2) One thought per tweet

If you write web copy you’ll know that it’s best to stick to one point per paragraph. It’s the same with tweets too.

140 characters isn’t much – so don’t overcomplicate your tweets by trying to describe more than one idea at a time.

3) Would you write your tweet down and pass it to a friend?

With mobile phones hooked up to the Internet it’s pretty easy to tweet every inane thought.  So before tweeting, stop and think.  Is this worth writing down on a piece of paper and passing to a friend?

If you would write it down and tell a friend you can probably bet it is of value to your readers and worth tweeting.  If you only tweet valuable content, it’s going to earn you more followers!

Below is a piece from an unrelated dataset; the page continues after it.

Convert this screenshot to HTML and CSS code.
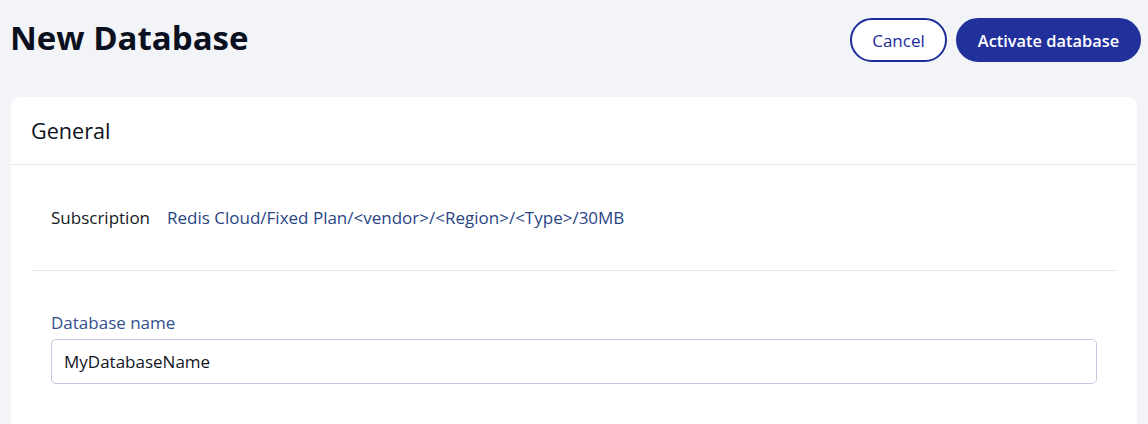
FILE: index.html
```html
<!DOCTYPE html>
<html>
<head>
<meta charset="utf-8">
<link rel="stylesheet" href="styles.css">
</head>
<body>
<div class="page">
  <header class="topbar">
    <h1 class="title">New Database</h1>
    <div class="actions">
      <button class="btn btn-outline">Cancel</button>
      <button class="btn btn-primary">Activate database</button>
    </div>
  </header>
  <section class="card">
    <div class="card-head">General</div>
    <div class="card-body">
      <div class="sub-row">
        <span class="sub-label">Subscription</span>
        <span class="sub-value">Redis Cloud/Fixed Plan/&lt;vendor&gt;/&lt;Region&gt;/&lt;Type&gt;/30MB</span>
      </div>
      <div class="field">
        <label class="field-label">Database name</label>
        <div class="input">MyDatabaseName</div>
      </div>
    </div>
  </section>
</div>
</body>
</html>
```
FILE: styles.css
```css
html, body {
  margin: 0;
  padding: 0;
  background: #f3f4f7;
  font-family: "Open Sans", "Noto Sans", sans-serif;
  color: #0f1422;
}
.page {
  padding: 0 7px 0 11px;
}
.topbar {
  display: flex;
  align-items: center;
  justify-content: space-between;
  height: 80px;
}
.title {
  margin: 0 0 6px -1px;
  font-size: 33px;
  font-weight: 700;
  color: #0b1020;
}
.actions {
  display: flex;
  gap: 9px;
}
.btn {
  height: 44px;
  border-radius: 22px;
  font-family: inherit;
  padding: 0;
  cursor: pointer;
}
.btn-outline {
  background: #fff;
  border: 2px solid #1e2b9b;
  color: #1e2b9b;
  width: 97px;
  font-size: 17px;
}
.btn-primary {
  background: #22309c;
  border: 2px solid #22309c;
  color: #fff;
  font-weight: 600;
  width: 185px;
  font-size: 16.4px;
}
.card {
  margin-top: 17px;
  margin-right: 4px;
  background: #fff;
  border-radius: 9px 9px 0 0;
  min-height: 330px;
}
.card-head {
  height: 67px;
  display: flex;
  align-items: center;
  padding-left: 20px;
  font-size: 21.6px;
  font-weight: 500;
  color: #10131c;
  border-bottom: 1px solid #e5e8ee;
}
.card-body {
  padding: 0 20px;
}
.sub-row {
  display: flex;
  align-items: center;
  gap: 17px;
  height: 105px;
  padding-left: 20px;
  border-bottom: 1px solid #e5e8ee;
  font-size: 17px;
}
.sub-label {
  color: #141824;
}
.sub-value {
  color: #2a4585;
}
.field {
  padding: 41px 20px 0;
}
.field-label {
  display: block;
  font-size: 17px;
  line-height: 22px;
  color: #34508e;
  margin-bottom: 5px;
}
.input {
  box-sizing: border-box;
  height: 45px;
  border: 1px solid #c4cadb;
  border-radius: 5px;
  display: flex;
  align-items: center;
  padding-left: 12px;
  font-size: 17px;
  color: #0f1422;
}
```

4) Never demand attention, just politely request it

Follow Pete Cashmore’s example in the tweet I quoted above and only ever request attention politely.  Never demand your reader clicks the link you’re pushing into their feed.

Cashmore was plugging an article he wrote on a CNN to his Mashable readers.  He didn’t say ‘Go and read the article I wrote at CNN,’ he simply asked for the readers’ advice and slipped it into the conversation politely.

5) Stop counting your followers!

Stop worrying about your follower count and start thinking ‘how can I better serve my audience?’

Who is your audience?  What interests them?  What content are they retweeting the most?

Never automatically follow hundreds of people and hope they’ll follow you back.  It’s not about numbers; it’s about tweeting messages that your audience will value.  Your count will automatically grow from there.

6) Happy, fun tweets will get you more followers

People are naturally lured towards fun people, so boring and depressing tweets will lose you followers.

If you’ve got something negative to talk about, follow Hemmingway’s rule and try to turn it into a positive.  Estate agents do this all the time: a small house in the middle of the nowhere magically turns into a cosy rural dwelling.

7) Study your Twitter heroes

Is there somebody you’re following that you really admire?  Ask yourself what it is that draws you (and hundreds of others) to them.  Is it their style, or the content of their tweets?  Perhaps it is both?  Study the people you respect and emulate their good points.  You’ll soon have your own army of followers!